# Data shown:
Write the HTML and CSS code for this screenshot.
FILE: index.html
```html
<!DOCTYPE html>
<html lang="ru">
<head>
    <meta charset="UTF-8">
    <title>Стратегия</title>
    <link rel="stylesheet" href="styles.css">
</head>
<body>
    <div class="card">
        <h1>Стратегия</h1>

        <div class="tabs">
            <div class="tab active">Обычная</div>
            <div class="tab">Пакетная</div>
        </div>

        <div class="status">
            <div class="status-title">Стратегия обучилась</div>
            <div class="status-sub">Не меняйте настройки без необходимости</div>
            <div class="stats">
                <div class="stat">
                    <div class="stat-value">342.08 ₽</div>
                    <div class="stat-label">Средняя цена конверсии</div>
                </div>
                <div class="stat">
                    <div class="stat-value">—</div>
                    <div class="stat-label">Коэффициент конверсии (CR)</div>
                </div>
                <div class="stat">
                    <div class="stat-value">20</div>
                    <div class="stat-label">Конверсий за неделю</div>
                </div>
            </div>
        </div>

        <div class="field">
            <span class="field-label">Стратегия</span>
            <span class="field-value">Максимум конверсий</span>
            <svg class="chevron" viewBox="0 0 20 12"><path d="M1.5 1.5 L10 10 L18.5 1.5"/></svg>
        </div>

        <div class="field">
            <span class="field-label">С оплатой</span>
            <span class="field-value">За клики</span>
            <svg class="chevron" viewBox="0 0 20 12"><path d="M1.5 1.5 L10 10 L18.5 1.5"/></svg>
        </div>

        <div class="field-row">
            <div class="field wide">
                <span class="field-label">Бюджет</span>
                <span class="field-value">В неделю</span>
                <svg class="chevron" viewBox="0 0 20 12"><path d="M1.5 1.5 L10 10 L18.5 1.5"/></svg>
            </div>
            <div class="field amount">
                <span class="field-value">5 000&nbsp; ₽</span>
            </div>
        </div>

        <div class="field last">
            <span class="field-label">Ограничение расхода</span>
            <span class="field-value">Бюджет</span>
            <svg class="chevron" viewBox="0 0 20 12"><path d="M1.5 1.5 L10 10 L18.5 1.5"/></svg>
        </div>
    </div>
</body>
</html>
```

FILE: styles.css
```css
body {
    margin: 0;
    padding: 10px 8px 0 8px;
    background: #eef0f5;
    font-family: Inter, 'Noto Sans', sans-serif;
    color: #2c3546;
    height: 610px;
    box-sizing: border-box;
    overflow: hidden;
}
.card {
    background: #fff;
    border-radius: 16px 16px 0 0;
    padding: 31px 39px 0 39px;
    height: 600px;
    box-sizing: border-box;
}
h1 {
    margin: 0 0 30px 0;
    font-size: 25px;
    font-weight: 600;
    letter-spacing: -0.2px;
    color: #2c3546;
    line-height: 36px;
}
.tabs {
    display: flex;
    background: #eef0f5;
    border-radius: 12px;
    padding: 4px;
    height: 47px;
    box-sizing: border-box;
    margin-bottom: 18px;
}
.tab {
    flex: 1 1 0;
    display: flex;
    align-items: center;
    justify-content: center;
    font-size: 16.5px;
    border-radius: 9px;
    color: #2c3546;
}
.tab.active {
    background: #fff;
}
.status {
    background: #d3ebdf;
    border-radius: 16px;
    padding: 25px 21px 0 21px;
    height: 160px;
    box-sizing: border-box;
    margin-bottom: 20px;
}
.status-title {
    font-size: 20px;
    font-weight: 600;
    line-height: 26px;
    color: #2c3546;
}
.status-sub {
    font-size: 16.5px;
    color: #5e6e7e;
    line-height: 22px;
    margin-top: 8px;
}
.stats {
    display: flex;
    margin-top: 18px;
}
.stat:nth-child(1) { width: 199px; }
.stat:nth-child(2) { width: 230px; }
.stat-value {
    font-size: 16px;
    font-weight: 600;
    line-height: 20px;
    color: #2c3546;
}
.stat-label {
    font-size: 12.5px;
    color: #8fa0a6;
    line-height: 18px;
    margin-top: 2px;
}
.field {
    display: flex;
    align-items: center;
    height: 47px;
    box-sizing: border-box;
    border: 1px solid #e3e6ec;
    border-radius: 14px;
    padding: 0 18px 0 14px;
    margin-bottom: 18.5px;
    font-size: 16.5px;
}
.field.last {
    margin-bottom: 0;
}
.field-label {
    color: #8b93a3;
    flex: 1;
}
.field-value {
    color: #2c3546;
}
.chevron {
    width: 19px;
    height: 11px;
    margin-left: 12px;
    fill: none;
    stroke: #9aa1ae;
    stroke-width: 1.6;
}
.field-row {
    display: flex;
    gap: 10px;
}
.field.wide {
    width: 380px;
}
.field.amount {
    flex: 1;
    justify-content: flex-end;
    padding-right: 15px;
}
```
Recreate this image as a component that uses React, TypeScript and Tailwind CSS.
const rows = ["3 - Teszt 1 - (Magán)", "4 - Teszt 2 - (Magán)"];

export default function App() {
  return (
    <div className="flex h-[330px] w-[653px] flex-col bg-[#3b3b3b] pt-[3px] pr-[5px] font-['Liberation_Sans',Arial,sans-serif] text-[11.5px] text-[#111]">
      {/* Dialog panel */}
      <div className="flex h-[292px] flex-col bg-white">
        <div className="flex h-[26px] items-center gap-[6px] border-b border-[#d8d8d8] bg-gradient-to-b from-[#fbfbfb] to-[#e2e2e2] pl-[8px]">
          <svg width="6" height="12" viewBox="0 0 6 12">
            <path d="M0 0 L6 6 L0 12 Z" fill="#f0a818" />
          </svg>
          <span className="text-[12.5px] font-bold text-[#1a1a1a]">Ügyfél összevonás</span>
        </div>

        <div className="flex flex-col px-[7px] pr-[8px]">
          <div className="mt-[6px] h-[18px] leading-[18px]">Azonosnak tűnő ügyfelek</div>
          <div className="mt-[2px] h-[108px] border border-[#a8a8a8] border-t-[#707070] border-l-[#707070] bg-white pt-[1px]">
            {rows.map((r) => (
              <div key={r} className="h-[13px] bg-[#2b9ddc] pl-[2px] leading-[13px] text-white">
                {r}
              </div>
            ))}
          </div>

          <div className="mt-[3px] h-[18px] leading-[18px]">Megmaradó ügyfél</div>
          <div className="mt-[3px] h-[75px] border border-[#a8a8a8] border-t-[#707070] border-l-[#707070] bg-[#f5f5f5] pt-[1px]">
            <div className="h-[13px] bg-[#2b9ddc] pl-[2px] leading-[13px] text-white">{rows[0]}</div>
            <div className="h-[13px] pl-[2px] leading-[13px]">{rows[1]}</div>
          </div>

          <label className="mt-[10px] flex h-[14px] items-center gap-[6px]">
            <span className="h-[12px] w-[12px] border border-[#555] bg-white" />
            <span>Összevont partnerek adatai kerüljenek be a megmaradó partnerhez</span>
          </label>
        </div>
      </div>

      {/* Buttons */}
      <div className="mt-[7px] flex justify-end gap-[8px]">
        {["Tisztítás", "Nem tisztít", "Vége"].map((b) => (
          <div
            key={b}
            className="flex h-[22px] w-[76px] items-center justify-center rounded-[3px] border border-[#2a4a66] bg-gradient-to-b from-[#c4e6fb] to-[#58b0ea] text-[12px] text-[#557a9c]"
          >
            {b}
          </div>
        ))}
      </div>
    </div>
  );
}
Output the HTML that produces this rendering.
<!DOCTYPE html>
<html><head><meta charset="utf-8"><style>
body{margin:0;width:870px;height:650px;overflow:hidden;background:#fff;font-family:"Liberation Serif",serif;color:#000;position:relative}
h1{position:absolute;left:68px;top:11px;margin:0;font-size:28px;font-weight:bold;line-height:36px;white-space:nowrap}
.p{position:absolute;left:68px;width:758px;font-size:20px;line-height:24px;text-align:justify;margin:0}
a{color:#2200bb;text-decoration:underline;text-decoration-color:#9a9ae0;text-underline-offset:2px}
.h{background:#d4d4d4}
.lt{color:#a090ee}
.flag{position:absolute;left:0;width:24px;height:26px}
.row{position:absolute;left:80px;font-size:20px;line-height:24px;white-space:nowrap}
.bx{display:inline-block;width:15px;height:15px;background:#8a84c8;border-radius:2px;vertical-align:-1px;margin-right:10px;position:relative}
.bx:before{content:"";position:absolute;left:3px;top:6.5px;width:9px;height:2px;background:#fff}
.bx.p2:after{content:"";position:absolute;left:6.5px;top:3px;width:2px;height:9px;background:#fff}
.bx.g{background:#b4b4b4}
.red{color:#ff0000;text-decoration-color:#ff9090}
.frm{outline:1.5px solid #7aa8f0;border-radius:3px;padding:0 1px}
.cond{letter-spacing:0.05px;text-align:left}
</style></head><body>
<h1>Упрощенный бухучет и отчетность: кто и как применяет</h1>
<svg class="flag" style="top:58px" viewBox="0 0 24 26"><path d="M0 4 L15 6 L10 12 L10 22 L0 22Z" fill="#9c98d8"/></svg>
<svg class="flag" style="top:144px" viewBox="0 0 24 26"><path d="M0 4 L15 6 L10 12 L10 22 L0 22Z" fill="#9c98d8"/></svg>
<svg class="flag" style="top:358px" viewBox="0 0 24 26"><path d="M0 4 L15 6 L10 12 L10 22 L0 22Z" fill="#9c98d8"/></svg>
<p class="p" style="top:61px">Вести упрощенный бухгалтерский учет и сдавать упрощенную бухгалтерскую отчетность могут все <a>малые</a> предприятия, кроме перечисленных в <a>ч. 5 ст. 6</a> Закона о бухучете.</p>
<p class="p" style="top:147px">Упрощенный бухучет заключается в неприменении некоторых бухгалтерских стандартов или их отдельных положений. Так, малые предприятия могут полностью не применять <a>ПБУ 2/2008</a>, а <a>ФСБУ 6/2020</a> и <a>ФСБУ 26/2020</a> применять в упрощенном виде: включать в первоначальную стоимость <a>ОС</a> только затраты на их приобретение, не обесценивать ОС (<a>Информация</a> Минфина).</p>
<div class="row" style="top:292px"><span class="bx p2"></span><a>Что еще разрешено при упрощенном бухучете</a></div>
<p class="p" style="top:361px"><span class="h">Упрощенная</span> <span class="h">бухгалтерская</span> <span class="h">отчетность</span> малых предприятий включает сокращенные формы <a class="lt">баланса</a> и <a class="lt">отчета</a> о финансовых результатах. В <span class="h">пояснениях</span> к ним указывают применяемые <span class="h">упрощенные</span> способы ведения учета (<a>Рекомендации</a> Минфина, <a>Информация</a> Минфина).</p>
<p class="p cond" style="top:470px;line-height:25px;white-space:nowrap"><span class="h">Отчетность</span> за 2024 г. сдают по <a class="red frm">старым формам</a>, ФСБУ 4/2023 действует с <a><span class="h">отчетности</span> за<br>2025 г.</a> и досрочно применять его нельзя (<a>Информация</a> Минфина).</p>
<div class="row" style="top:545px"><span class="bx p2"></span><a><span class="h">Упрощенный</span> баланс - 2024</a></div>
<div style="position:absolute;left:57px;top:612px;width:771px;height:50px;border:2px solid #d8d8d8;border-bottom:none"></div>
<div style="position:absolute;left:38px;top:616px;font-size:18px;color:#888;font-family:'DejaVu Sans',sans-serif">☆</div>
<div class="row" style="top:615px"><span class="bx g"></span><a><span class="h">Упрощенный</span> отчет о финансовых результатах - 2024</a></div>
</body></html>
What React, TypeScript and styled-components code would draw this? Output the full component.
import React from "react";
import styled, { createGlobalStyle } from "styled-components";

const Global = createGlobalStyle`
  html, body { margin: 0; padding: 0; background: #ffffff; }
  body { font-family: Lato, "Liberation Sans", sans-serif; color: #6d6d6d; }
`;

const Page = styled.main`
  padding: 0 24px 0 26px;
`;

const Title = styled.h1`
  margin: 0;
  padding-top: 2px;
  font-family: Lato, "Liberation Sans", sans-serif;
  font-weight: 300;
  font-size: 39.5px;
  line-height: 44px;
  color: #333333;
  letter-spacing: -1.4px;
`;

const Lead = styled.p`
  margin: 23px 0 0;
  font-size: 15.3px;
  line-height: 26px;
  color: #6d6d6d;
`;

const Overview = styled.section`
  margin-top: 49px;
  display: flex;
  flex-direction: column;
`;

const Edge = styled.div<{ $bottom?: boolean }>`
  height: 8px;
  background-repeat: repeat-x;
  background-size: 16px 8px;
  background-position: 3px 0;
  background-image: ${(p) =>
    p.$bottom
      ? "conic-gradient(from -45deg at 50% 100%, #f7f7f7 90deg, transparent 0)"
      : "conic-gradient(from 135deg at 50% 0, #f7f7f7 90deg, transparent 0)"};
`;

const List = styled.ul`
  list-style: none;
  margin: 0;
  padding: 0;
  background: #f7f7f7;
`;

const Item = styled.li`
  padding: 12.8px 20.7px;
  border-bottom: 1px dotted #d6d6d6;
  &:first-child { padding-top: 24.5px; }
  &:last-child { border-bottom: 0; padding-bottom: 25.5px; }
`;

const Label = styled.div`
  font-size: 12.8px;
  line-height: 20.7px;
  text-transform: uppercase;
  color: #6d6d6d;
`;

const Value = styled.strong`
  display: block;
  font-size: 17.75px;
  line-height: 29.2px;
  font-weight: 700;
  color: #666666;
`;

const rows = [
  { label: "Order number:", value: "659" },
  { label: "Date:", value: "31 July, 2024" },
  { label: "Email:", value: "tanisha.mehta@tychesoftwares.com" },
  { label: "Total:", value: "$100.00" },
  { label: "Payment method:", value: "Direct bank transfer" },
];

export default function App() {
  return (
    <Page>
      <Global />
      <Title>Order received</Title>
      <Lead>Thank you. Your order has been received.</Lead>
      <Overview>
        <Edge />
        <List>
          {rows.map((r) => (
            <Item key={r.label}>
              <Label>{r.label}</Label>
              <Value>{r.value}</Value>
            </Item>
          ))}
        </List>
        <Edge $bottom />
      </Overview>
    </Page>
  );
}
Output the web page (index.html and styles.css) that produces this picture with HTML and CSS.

# Requirements:
Using the listing, say how many lines include the word "components", and add nothing else.

# Exercise solution:
2